Records for this task:
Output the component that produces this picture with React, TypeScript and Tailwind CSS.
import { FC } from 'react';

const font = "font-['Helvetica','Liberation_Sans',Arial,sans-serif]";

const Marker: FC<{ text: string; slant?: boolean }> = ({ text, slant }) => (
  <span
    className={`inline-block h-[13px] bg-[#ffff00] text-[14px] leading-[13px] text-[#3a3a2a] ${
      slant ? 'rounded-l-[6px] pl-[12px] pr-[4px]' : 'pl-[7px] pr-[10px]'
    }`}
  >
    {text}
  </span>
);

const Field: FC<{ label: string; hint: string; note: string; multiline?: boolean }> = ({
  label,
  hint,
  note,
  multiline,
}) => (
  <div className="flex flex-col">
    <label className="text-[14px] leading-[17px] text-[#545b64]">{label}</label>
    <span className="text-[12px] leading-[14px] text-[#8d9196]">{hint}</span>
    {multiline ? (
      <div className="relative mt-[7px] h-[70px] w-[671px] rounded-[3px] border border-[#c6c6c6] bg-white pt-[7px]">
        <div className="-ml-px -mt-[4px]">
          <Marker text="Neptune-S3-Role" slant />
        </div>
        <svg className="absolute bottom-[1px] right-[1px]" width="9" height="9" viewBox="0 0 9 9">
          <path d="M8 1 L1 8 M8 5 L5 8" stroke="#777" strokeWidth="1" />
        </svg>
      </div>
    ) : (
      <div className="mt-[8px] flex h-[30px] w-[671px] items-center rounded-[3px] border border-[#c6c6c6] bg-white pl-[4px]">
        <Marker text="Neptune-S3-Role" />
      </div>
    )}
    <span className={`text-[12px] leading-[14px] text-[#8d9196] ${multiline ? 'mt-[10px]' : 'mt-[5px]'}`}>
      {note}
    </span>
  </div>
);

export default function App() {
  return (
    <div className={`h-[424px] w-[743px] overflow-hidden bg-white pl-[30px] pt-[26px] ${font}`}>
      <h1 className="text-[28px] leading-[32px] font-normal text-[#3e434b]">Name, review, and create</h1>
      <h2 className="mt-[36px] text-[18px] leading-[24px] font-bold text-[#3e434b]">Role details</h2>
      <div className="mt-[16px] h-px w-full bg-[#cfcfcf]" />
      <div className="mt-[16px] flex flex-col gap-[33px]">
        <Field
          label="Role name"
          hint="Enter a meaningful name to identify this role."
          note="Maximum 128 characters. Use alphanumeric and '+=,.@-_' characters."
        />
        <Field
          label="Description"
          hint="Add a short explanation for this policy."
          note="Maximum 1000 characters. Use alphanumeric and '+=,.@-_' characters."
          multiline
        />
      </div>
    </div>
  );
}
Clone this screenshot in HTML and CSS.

Task:
Take the entries and copy them out exactly.

Written response:
Output the component that produces this picture with React, TypeScript and Tailwind CSS.
import { FC } from 'react';

const font = "font-['Helvetica','Liberation_Sans',Arial,sans-serif]";

const Marker: FC<{ text: string; slant?: boolean }> = ({ text, slant }) => (
  <span
    className={`inline-block h-[13px] bg-[#ffff00] text-[14px] leading-[13px] text-[#3a3a2a] ${
      slant ? 'rounded-l-[6px] pl-[12px] pr-[4px]' : 'pl-[7px] pr-[10px]'
    }`}
  >
    {text}
  </span>
);

const Field: FC<{ label: string; hint: string; note: string; multiline?: boolean }> = ({
  label,
  hint,
  note,
  multiline,
}) => (
  <div className="flex flex-col">
    <label className="text-[14px] leading-[17px] text-[#545b64]">{label}</label>
    <span className="text-[12px] leading-[14px] text-[#8d9196]">{hint}</span>
    {multiline ? (
      <div className="relative mt-[7px] h-[70px] w-[671px] rounded-[3px] border border-[#c6c6c6] bg-white pt-[7px]">
        <div className="-ml-px -mt-[4px]">
          <Marker text="Neptune-S3-Role" slant />
        </div>
        <svg className="absolute bottom-[1px] right-[1px]" width="9" height="9" viewBox="0 0 9 9">
          <path d="M8 1 L1 8 M8 5 L5 8" stroke="#777" strokeWidth="1" />
        </svg>
      </div>
    ) : (
      <div className="mt-[8px] flex h-[30px] w-[671px] items-center rounded-[3px] border border-[#c6c6c6] bg-white pl-[4px]">
        <Marker text="Neptune-S3-Role" />
      </div>
    )}
    <span className={`text-[12px] leading-[14px] text-[#8d9196] ${multiline ? 'mt-[10px]' : 'mt-[5px]'}`}>
      {note}
    </span>
  </div>
);

export default function App() {
  return (
    <div className={`h-[424px] w-[743px] overflow-hidden bg-white pl-[30px] pt-[26px] ${font}`}>
      <h1 className="text-[28px] leading-[32px] font-normal text-[#3e434b]">Name, review, and create</h1>
      <h2 className="mt-[36px] text-[18px] leading-[24px] font-bold text-[#3e434b]">Role details</h2>
      <div className="mt-[16px] h-px w-full bg-[#cfcfcf]" />
      <div className="mt-[16px] flex flex-col gap-[33px]">
        <Field
          label="Role name"
          hint="Enter a meaningful name to identify this role."
          note="Maximum 128 characters. Use alphanumeric and '+=,.@-_' characters."
        />
        <Field
          label="Description"
          hint="Add a short explanation for this policy."
          note="Maximum 1000 characters. Use alphanumeric and '+=,.@-_' characters."
          multiline
        />
      </div>
    </div>
  );
}
Clone this screenshot in HTML and CSS.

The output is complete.